Mesmo sob fogo cruzado do governo desde 2010, o setor de cartões ainda é um dos mais rentáveis da economia, com 37% de rentabilidade bruta anual. O lucro bruto das operações de emissão e credenciamento segue em trajetória ascendente. O indicador tem avançado a taxas reais médias de 13% ao ano desde 2005, alcançando R$ 14,5 bilhões em 2011. O lado menos brilhante dessa história é que, no mesmo período, o resultado da indústria não avançou na mesma velocidade com que cresceram as transações com o meio de pagamento, movimento impulsionado pela inserção de novos consumidores no sistema financeiro formal.
O maior descompasso ocorre entre a expansão dos volumes processados e as receitas brutas dos bancos emissores. Em 2005, as receitas dos emissores representavam 7% do valor total das transações em cartões. Em trajetória decrescente ano a ano, em 2011 essa parcela representava 4,9%. Os dados estão em levantamento feito pela Boanerges & Associados para o Valor, com base em informações do Banco Central. Os valores foram corrigidos pela consultoria pelo IPCA e abrangem o período em que o BC começou a agrupar os dados sobre o setor.
"É um efeito da descida dos bancos para a base da pirâmide social", avalia Boanerges Ramos Freire, sócio da consultoria. "O risco de crédito desse consumidor é maior, o que aumenta a inadimplência. Ele também compra menos e paga tarifas de anuidade menores." O avanço do parcelamento sem juros no cartão durante o período também foi outro ponto que diminuiu a rentabilidade financeira do cartão para os bancos que emitem os plásticos para seus clientes.

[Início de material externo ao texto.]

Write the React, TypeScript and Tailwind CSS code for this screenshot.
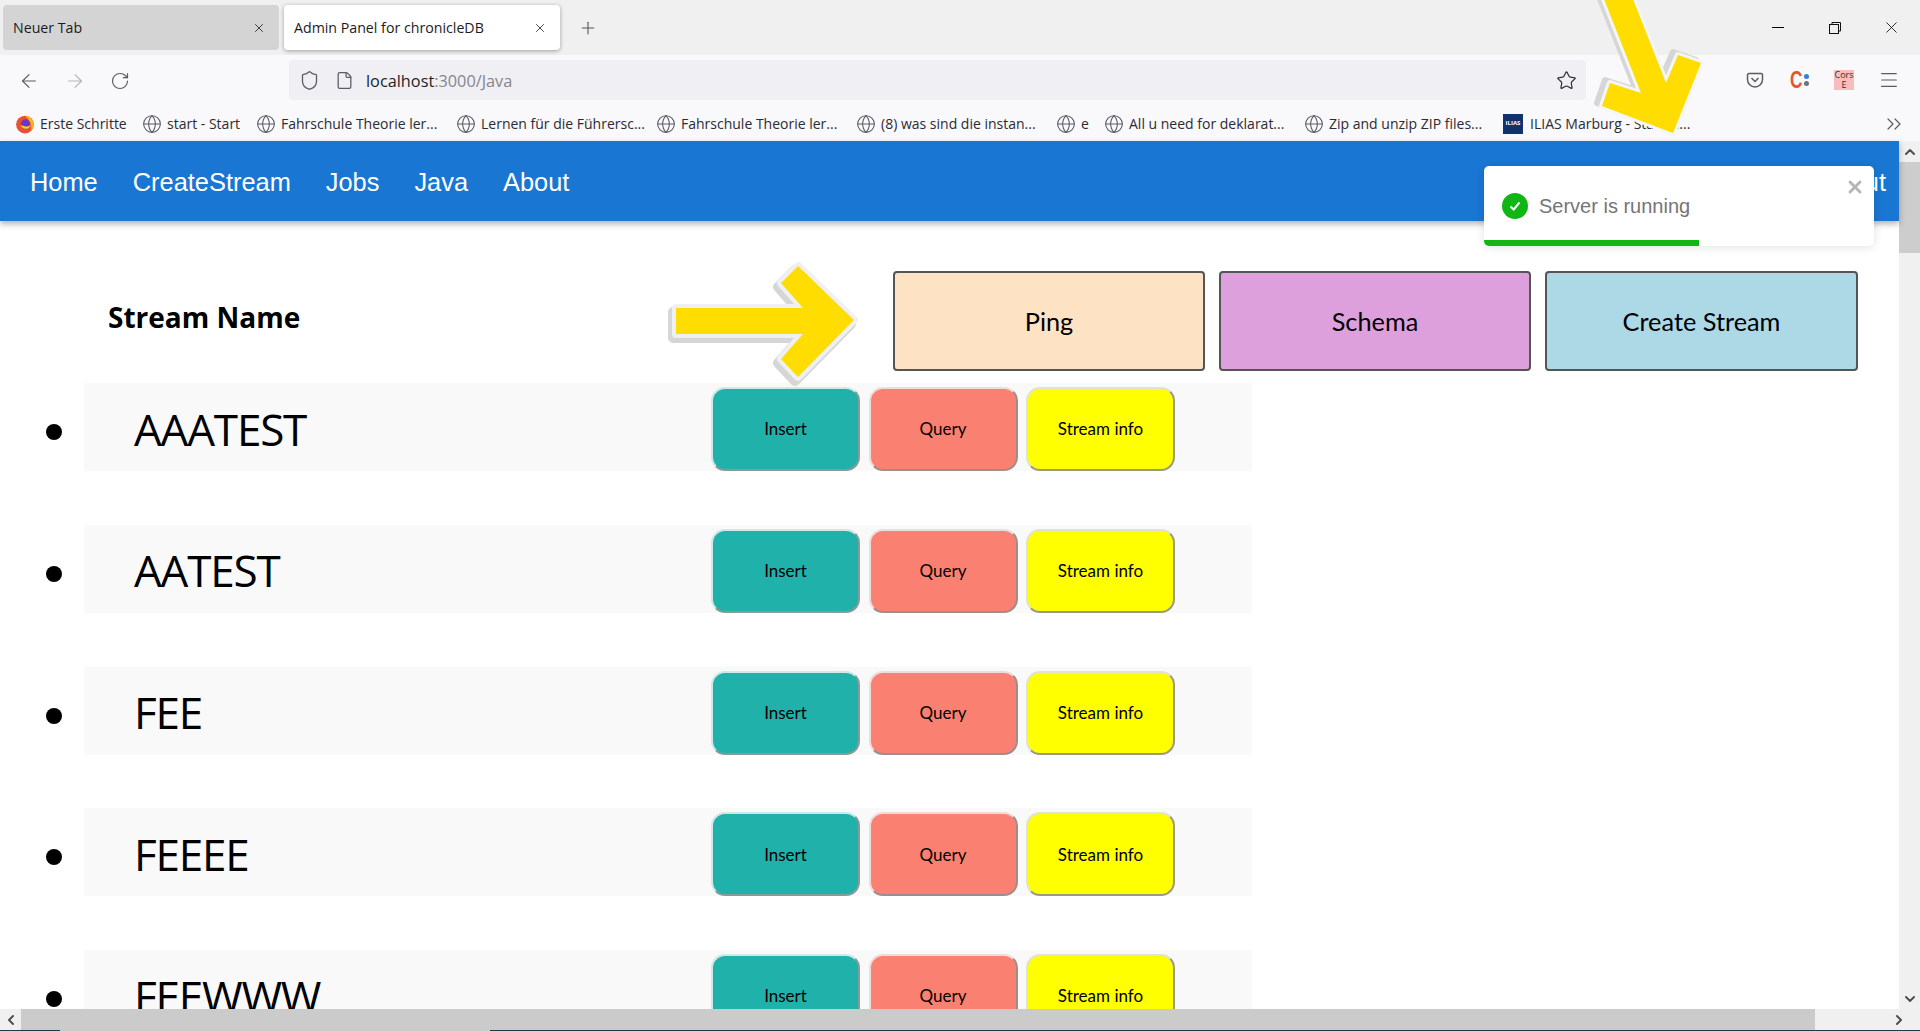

O comportamento da receita financeira que os bancos têm com cartões mostra essa correlação. Embora a receita financeira bruta dos emissores tenha mostrado avanço significativo desde 2005, passando de R$ 10,8 bilhões para R$ 22,9 bilhões em 2011, as perdas com a inadimplência saíram de R$ 2,3 bilhões para R$ 10,8 bilhões no mesmo período. Isso fez com que a receita financeira líquida tivesse variação menor, de R$ 8,5 bilhões para R$ 12,2 bilhões, em igual intervalo de comparação.
Longe de apenas teórica, essa constatação tem dado o tom das principais discussões envolvendo cartões neste ano. É o caso, por exemplo, da diminuição do apetite de bancos pelas parcerias com o varejo. O Itaú Unibanco desfez cerca de 300 acordos com lojistas desde o fim de 2010. Entre os motivos citados por interlocutores do banco está justamente o custo do cliente que vinha com essa parceria: ele usava pouco o cartão, tinha uma qualidade de crédito pior e era muitas vezes isento de anuidade, um incentivo do lojista.

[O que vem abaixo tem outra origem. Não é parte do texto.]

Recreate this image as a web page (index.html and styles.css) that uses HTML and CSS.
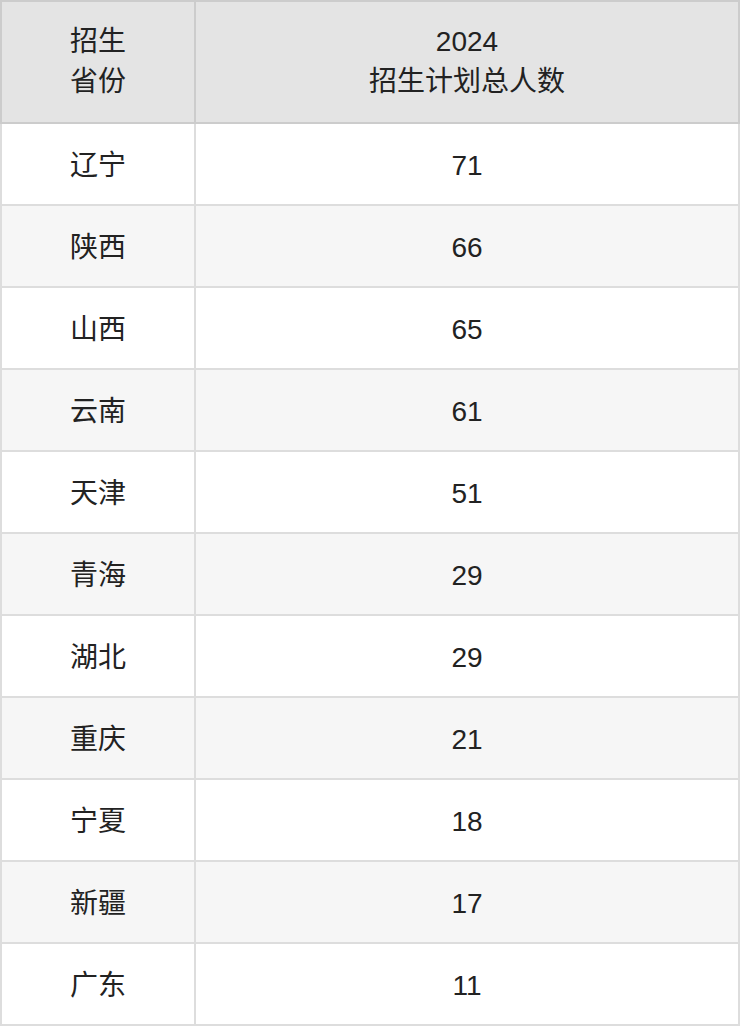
FILE: index.html
```html
<!DOCTYPE html>
<html lang="zh-CN">
<head>
<meta charset="utf-8">
<link rel="stylesheet" href="styles.css">
</head>
<body>
<table class="plan">
  <colgroup><col class="c1"><col class="c2"></colgroup>
  <thead>
    <tr><th>招生<br>省份</th><th>2024<br>招生计划总人数</th></tr>
  </thead>
  <tbody>
    <tr><td>辽宁</td><td>71</td></tr>
    <tr><td>陕西</td><td>66</td></tr>
    <tr><td>山西</td><td>65</td></tr>
    <tr><td>云南</td><td>61</td></tr>
    <tr><td>天津</td><td>51</td></tr>
    <tr><td>青海</td><td>29</td></tr>
    <tr><td>湖北</td><td>29</td></tr>
    <tr><td>重庆</td><td>21</td></tr>
    <tr><td>宁夏</td><td>18</td></tr>
    <tr><td>新疆</td><td>17</td></tr>
    <tr><td>广东</td><td>11</td></tr>
  </tbody>
</table>
</body>
</html>
```
FILE: styles.css
```css
html, body {
  margin: 0;
  padding: 0;
  background: #ffffff;
}
.plan {
  width: 740px;
  border-collapse: collapse;
  table-layout: fixed;
  font-family: "Liberation Sans", "Noto Sans CJK SC", sans-serif;
  font-size: 28px;
  color: #222222;
}
.c1 { width: 194px; }
.c2 { width: auto; }
.plan th, .plan td {
  border: 2px solid #dddddd;
  text-align: center;
  vertical-align: middle;
  padding: 0;
}
.plan th {
  background: #e4e4e4;
  border-color: #cccccc;
  font-weight: normal;
  height: 120px;
  line-height: 40px;
}
.plan td {
  height: 77px;
  padding-top: 3px;
  line-height: 40px;
}
.plan tbody tr:nth-child(even) td {
  background: #f6f6f6;
}
```
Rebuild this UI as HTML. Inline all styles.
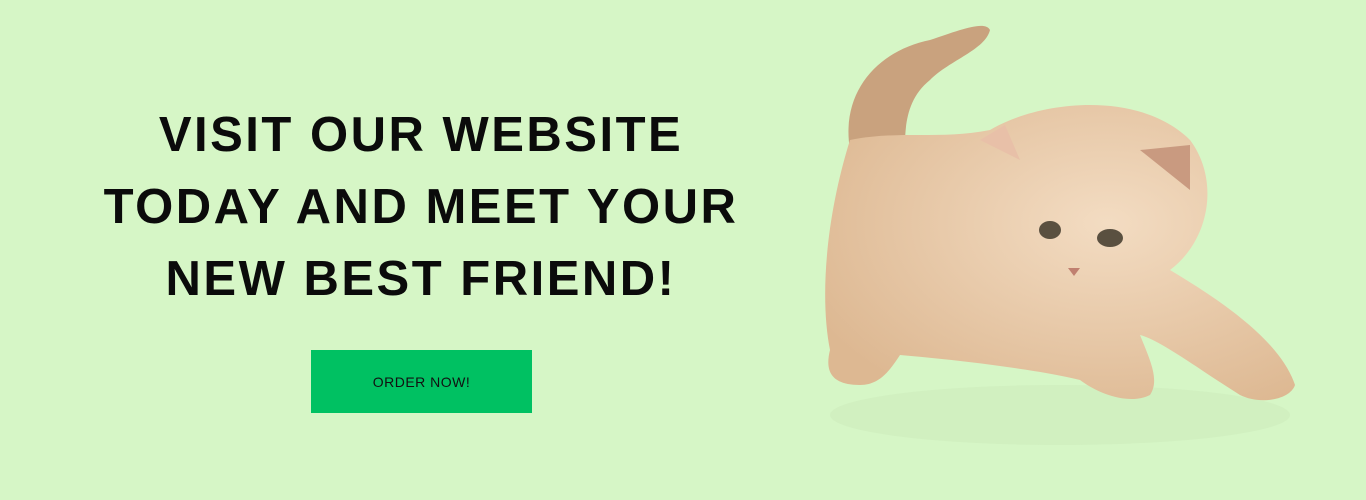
<!DOCTYPE html>
<html><head><style>
html,body{margin:0;padding:0}
body{width:1366px;height:500px;background:#d6f6c6;position:relative;overflow:hidden;font-family:"Liberation Sans",sans-serif}
h1{position:absolute;left:60px;width:722px;top:99px;margin:0;text-align:center;font-size:49px;line-height:72px;font-weight:700;color:#0b0b0b;letter-spacing:2.5px}
.btn{position:absolute;left:311px;top:350px;width:221px;height:63px;background:#00c162;color:#111;font-size:14px;display:flex;align-items:center;justify-content:center;letter-spacing:.5px}
</style></head><body>
<h1>VISIT OUR WEBSITE<br>TODAY AND MEET YOUR<br>NEW BEST FRIEND!</h1>
<div class="btn">ORDER NOW!</div>
<svg style="position:absolute;left:0;top:0" width="1366" height="500">
<defs><radialGradient id="g" cx="0.6" cy="0.4" r="0.7"><stop offset="0" stop-color="#f3dcc2"/><stop offset="1" stop-color="#ddb892"/></radialGradient></defs>
<ellipse cx="1060" cy="415" rx="230" ry="30" fill="#cdecbd" opacity=".6"/>
<path d="M850 150 C840 90 880 50 930 40 C960 30 985 20 990 30 C985 50 950 60 930 80 C905 100 905 130 905 150 Z" fill="#c9a27e"/>
<path d="M850 140 C900 130 940 140 990 130 C1040 100 1140 90 1190 140 C1220 180 1210 240 1170 270 C1220 300 1280 340 1295 385 C1290 400 1260 405 1240 395 C1200 370 1160 340 1140 335 C1150 360 1160 380 1150 395 C1130 405 1100 395 1080 380 C1040 370 960 360 900 355 C890 370 880 385 860 385 C830 385 825 370 830 350 C820 300 825 220 850 140 Z" fill="url(#g)"/>
<path d="M980 140 L1005 125 L1020 160 Z" fill="#e8c0a8"/>
<path d="M1140 150 L1190 145 L1190 190 Z" fill="#c99a80"/>
<ellipse cx="1050" cy="230" rx="11" ry="9" fill="#5a5040"/>
<ellipse cx="1110" cy="238" rx="13" ry="9" fill="#5a5040"/>
<path d="M1068 268 L1080 268 L1074 276 Z" fill="#c08070"/>
</svg>
</body></html>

Se a bancarização trouxe pressão sobre as receitas financeiras de emissores, para os credenciadores de estabelecimentos, como Cielo e Redecard, o impacto negativo veio da abertura do mercado de cartões, em julho de 2010 - quando a Cielo deixou de ser credenciadora exclusiva da Visa e a Redecard, da MasterCard. Tanto que o lucro das empresas de credenciamento permaneceu praticamente estável entre 2009 e 2011, encerrando o ano passado em R$ 4,5 bilhões.
"A abertura não foi um divisor de águas em termos de lucratividade para o mercado, mas afetou as taxas de desconto (o valor cobrado do lojista por transação) e as receitas com aluguel de máquinas POS", afirma Boanerges. Em 2009, a taxa de desconto líquida cobrada do lojista representava 1,4% do valor das transações e as receitas com aluguel, 0,5%. Em 2011, os percentuais haviam caído para 1,2% e 0,3%, respectivamente.
No caso da taxa de desconto, além da pressão da concorrência pós-abertura, o avanço de transações com cartão de débito, que têm taxas naturalmente menores, impactou essa receita. As bandeiras de cartões também vêm mudando a distribuição da taxa cobrada dos lojistas para melhor remunerar os bancos, em detrimento das credenciadoras. O poder de negociação das grandes redes de varejo, intensificado com o fim do monopólio de captura, pressionou a taxa.